WILLIAMS v. CRAIG - 1 U.S. 313 (1788)
U.S. Supreme Court
WILLIAMS v. CRAIG, 1 U.S. 313 (1788)
1 U.S. 313 (Dall.)
Supreme Court of Pennsylvania
July Term, 1788
This cause being referred, a report was made in favor of the Plaintiff for a considerable amount, to which the following
exceptions were filed, and argued on the 12th of July, by J. B. M'Kean, Lewis, and Ingersoll for the Defendant; and Sergeant and Coultburst for the Plaintiff:
1st. That the Referrees heard the Plaintiff's witness ex parte.
2nd. That they heard the Plaintiff ex parte, without giving notice to the Defendant.
3rd, That they have allowed interest upon an unsettled account.
4th, That they refused to allow a set off.
5th, That the Defendant has discovered new and material testimony since the report.
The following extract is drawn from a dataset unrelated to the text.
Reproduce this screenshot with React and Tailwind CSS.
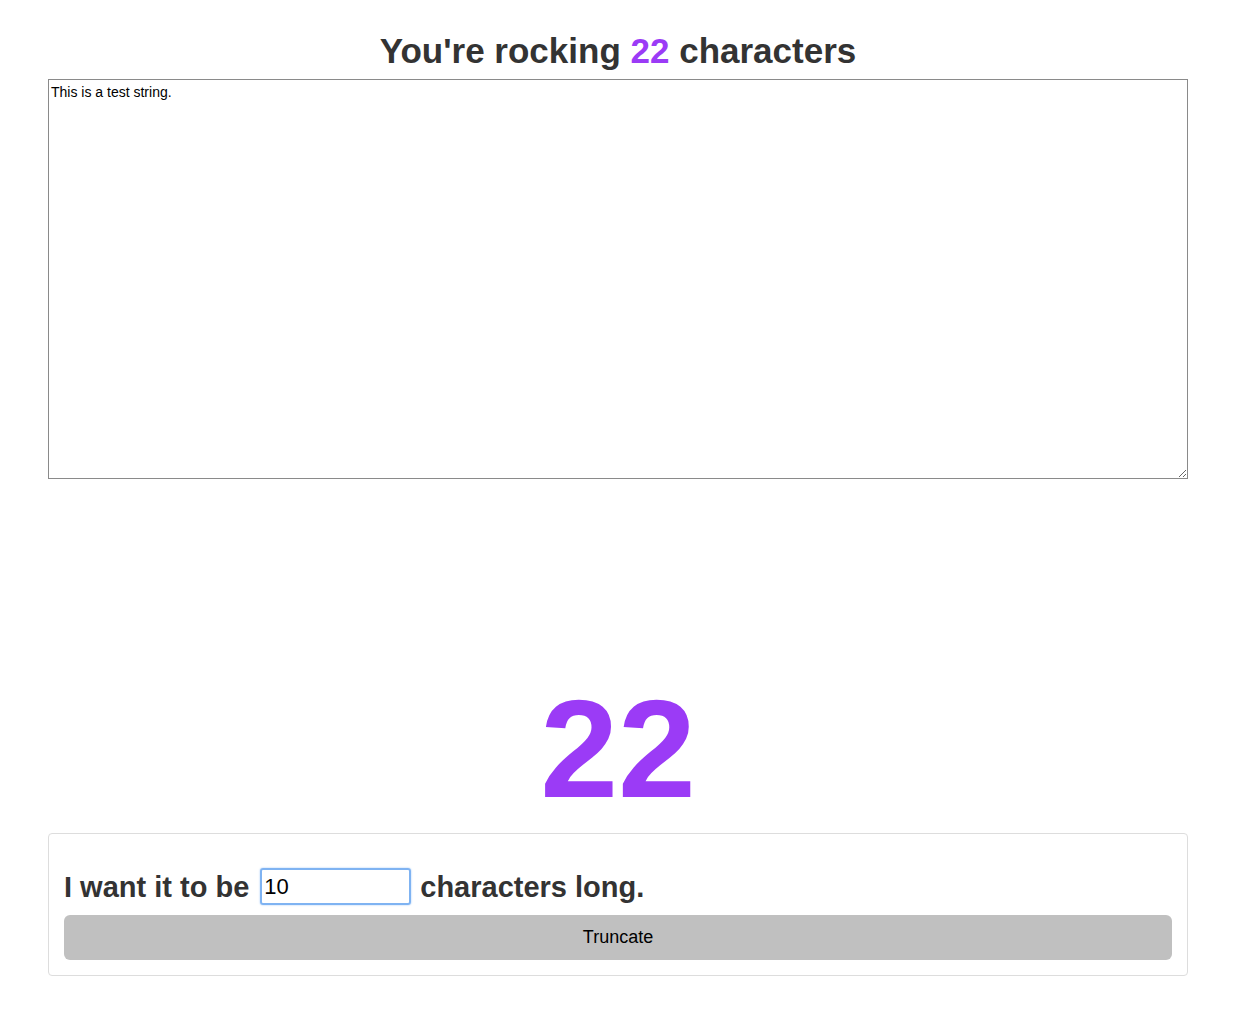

6th, That the Referrees allowed a charge for Premium and Commissions in making an Insurance for the Defendant, without requiring the Plaintiff to produce the policy, or having any other proof that the Insurance was effected, than a letter from the Plaintiff himself to his Partner in Philadelphia, in which he says he has done it.
As the CHIEF JUSTICE, in delivering the opinion of the Court, adverted to those exceptions which were groundless, or immaterial, and stated those particularly on which their decision was formed, I shall avoid recapitulating the arguments of counsel, and only subjoin the authorities on both sides.
M'Kean, Chief Justice. [314-Continued.]
There are four species of Awards: first, those made by mutual consent, in pursuance of arbitration Bonds entered into out of Court; secondly, those which are made in a cause depending in a Court of Law or Equity, upon the consent of the parties to refer the matter in variance (which are awards at common law) thirdly, those which are made under a rule of Court, by virtue of the statute of 9 and 10. W. 3. c. 15. which was calculated to remedy the delay and circuity of action attendant upon Awards made merely in pursuance of arbitration Bonds, without the intervention of a controuling power, to compel the acquiescence of the parties. These are the only Awards in use at this day in England; but the Legislature of Pennsylvania, in the year 1705, introduced another species here, which are fourthly, those awards, or reports, that are made in pursuance of the act of Assembly setting forth, that 'where the Plaintiff and Defendant consent to a rule of Court for refering the adjustment of their accounts to certain persons mutually chosen by them in open Court, the award, or report, of such Referees, being made according to the submission of the parties, and approved by the Court, and entered upon the record, or roll, shall have the same effect, and be as available in law as a verdict by twelve men.' 1 State Laws 48. 4 Ann. c. 36.
This act differs essentially from the statute of W. 3. in many respects, but particularly, that to render a report, or award, valid and effectual, the former requires, that it be approved by the Court; but no such provision is made by the latter, and, therefore, awards under rules of Court, are conclusive in England, unless some corruption, [1 U.S. 313, 315]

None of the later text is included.